Graffiti along 23 de Maio near Bela Vista. Photograph: Shannon Sims

Kobra says: “If the mayor is declaring war against the taggers, but no one can tell for sure what is tagging and what is graffiti, many people making street art will be deterred.”

There is, however, one element of the Beautiful City programme most people seem to agree with: the establishment of areas where graffiti artists can paint legally.

‘There’s no way to restrict graffiti’

In the latest version of the plan, five areas around the city will be designated as legal graffiti spots, and Doria is promoting a “museum of street art”, mollifying many of the scheme’s original critics. Da Silva believes the concept is “a really positive idea” and notes that “it would encourage people who are too timid to do graffiti in the streets to practice their art”. But he views the designated spaces as supplements rather than solutions. “There’s no way to restrict graffiti to certain places, it’s impossible,” he says.

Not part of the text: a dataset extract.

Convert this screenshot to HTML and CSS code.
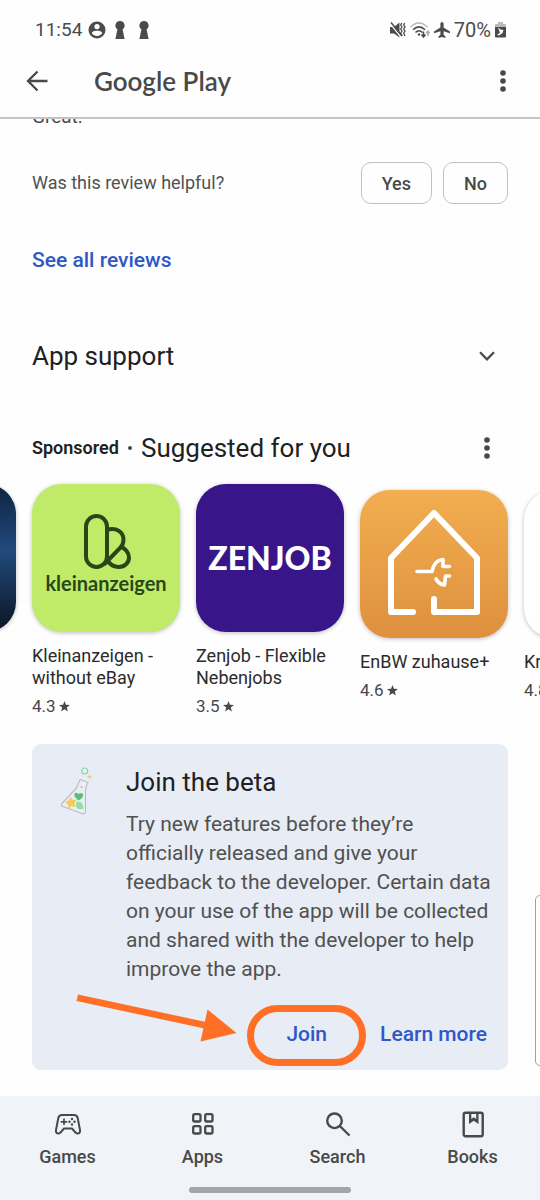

Some believe the controversy around the Beautiful City programme might indicate that times are changing in São Paulo. Kobra believes that since the “controversial episode on the 23 de Maio”, the opinion of São Paulo’s citizens – and maybe even the government – has shifted. “I think there has been a significant change from when this programme began to today, and I think most people are now in favour of public murals and artwork here,” he says. “I am anxiously awaiting the next chapters.”

Criolo points out that the outcry has raised some fundamental questions: “Whose city is this? Does the city have an owner – or is it everyone’s?”

Rosangela Lyra, the former director of the fashion brand Dior in Brazil, is a supporter of Doria’s programme. She volunteered to help out with the clean-up one weekend. “The programme is being very well received by the population,” she says, “because we want to live in a public space that is clean and beautiful.” She is optimistic about the plan for designated graffiti centres, and she thinks painting grey over the old graffiti makes sense.

“It isn’t offensive,” she says, “It is a way of camouflaging the walls in the city – grey is the colour that already dominates this city.”